Only hindsight had a way of shedding new bonfire light on the situation.
Today, Guy has been twisted into a bit of a folk hero, at least to hackers like Charlotte
. That creepy mask with the curled mustache that’s the face of the hacktivist group Anonymous? That’s Guy. He’s the poster child for anarchy—Fight the power! And all that. Because ultimately, Guy’s stance against the British government’s treatment of Catholics has been given validity. Priests were being killed, Catholics were being forced into hiding, and senseless laws were being passed. There were now as many people who viewed Guy as a freedom fighter as there were those who viewed him as a terrorist.
“I think that’s the inn.” Marcus pointed to a tiny ceramic sign adhered to the rounded gray bricks of a home so adorably British it deserved its own postcard. Windows, glowing with reflected torchlight, were rung with red bricks that contrasted with the gray stones that made up the rest of the structure. There was a burnt orange shingle roof with dormer windows, bushes still blooming with pastel flowers from an unusually warm October, and trees dripping overhead with emerald and golden leaves. In the background, high above the parade, stood an imposing castle. Because what self-respecting European town didn’t have a castle? They’re like McDonald's restaurants in the United States—old, plentiful, and often overlooked.
Honestly, the bed and breakfast seemed much more fitting for a honeymoon than a single guy, alone, running for his life. Unless none of that were true.
Not long after we rescued Keira from Department D in Italy, Antonio stopped returning Marcus’s phone calls. Their parents hadn’t seen or heard from him in weeks, nor had he shown up to work—for his job at the Dresden Chemical Corporation. Antonio worked in sales for the engineering firm my parents created and used as a cover for their espionage underbelly, Department D. We didn’t know if Antonio was aware of his link to a criminal organization that specialized in “fake news,” but we worried that even if he were oblivious, he might be targeted by those lethal spies because of Marcus’s assistance in saving my sister.

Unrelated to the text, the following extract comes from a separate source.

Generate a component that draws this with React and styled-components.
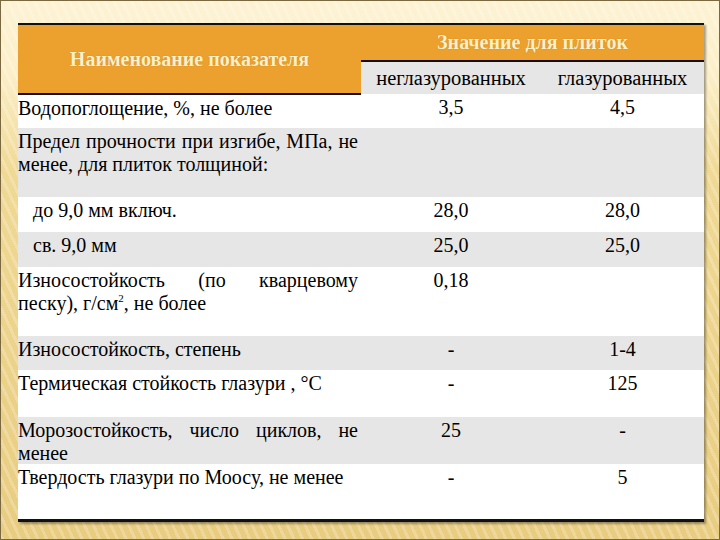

Allen Cross, my parents’ old friend and our lone Dresden ally, even called Antonio to warn him of the danger, but he got his voicemail. So it was possible Antonio got the message and took off in time, or it was possible the voicemail was too late and Marcus’s brother was shackled to a sink somewhere just like my sister had been. Then there was the third possibility that I tried not to say aloud (too much)—maybe Antonio was a bad guy working for the enemy.